One interpretation is that they
are racing against the clock to finish all ballistic tests this year before
preparing to accept the UN restrictions. That might be one option for the
Iranian leadership. But given the apathetic reaction from an Obama
administration that spent the first half of 2015 pledging vigilant enforcement
of the deals it was advocating, it is impossible to argue that they should feel
afraid of the consequences of further violations.
The problem here isn’t so much
these particular missiles, although they do pose a potentially lethal
threat both to Israel and moderate Arab nations in the region. Rather, it is the
precedent that has been set by an American refusal to take Iran’s violations
of these agreements seriously.
All along critics of the Iran deal
predicted that enforcement of the nuclear deal would not only hinge on
inspections and transparency about Tehran’s nuclear program. Rather, the
validity of the agreement would probably rest just as much on the willingness of
the U.S. and its Western allies to come down on the Iranians like a ton of
bricks at the least sign of a violation. If small rules were broken then big
ones would follow as the Islamist regime tested U.S. forbearance for cheating.
But we don’t have to wait any
longer to know what the results of that test will be. The Iranians already know
that President Obama never had any intention of treating the deal and related
restrictions on missiles as sacrosanct. The point of the exercise wasn’t so
much to stop the Iranian nuclear program since the pact allows Tehran to
continue its research and will expire in a decade anyway. What the president
clearly wanted was a mechanism to affect a rapprochement with Iran that would
allow him to end the long standoff between the two governments. Moreover, Obama
sees Iran as an ally in the struggle against ISIS. That explains his reluctance
to take action against Iran’s Syrian ally Bashar Assad.

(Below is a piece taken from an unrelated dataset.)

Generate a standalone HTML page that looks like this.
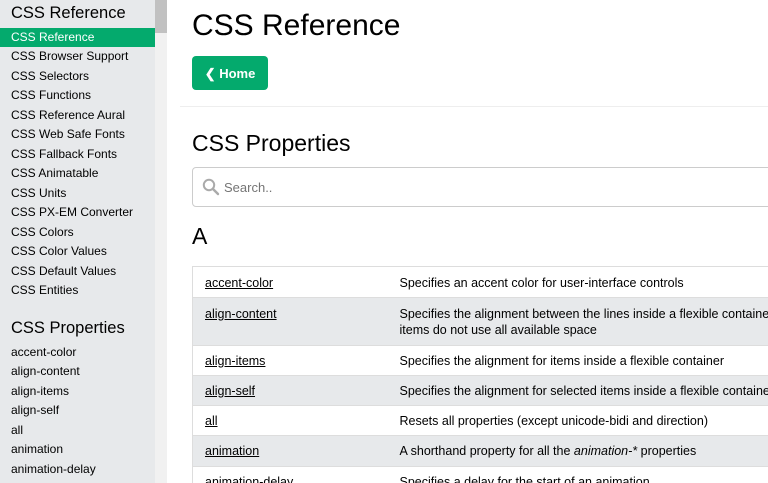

But the reliance on Iran as an
ally against ISIS is mistaken on two counts.
It commits the U.S. to a hands-off
approach to Assad, guaranteeing that Syrians that hate the regime will never
back a compromise that leaves him in power while also alienating the Arab
governments that are needed to form a regional coalition aimed at ousting the
Islamic State from power.
But it also misses the point about
Iran’s role in the Middle East. As
Ruthie Blum notes in Israel Hayom, the U.S. is forgetting that
Iran remains the largest and most dangerous state sponsor of terrorism in the
world. In that sense, though ISIS is dangerous in its own right, it also
providing the perfect distraction for Iran as it continues it surreptitious
efforts to create a nuclear weapon.
With the missile test violations
under its belt and the U.S. uttering not a word in reply, Tehran is set to begin
the period covered by the nuclear deal preparing to push the envelope on all of
its restrictions. Their path to a bomb is assured by the fact that the deal
expires, but Iran may not be satisfied with waiting for it to expire.
The attention of the public has
moved on from the Iran deal as Americans wonder what their irresolute president
will do to halt further ISIS depredations after Paris and now, apparently, in
San Bernardino. That concern has now been overtaken by the debate over Donald
Trump’s idiotic statements about banning Muslims. But looming above all of our
worries about ISIS is the menace of a nuclear Iran. Obama may wish to ignore
their violations just as he’d rather talk about Islamophobia rather than his
refusal to rethink a failed anti-terror strategy that is dependent on the
goodwill and cooperation of the terrorist regime in Tehran. But sooner or later,
a reckoning will have to be made of the mess that this administration will
bequeath to the nation abroad. When it happens, we will look back on this fall
and understand that a refusal to enforce the already weak nuclear deal set in
motion a series of events that can only end in tragedy.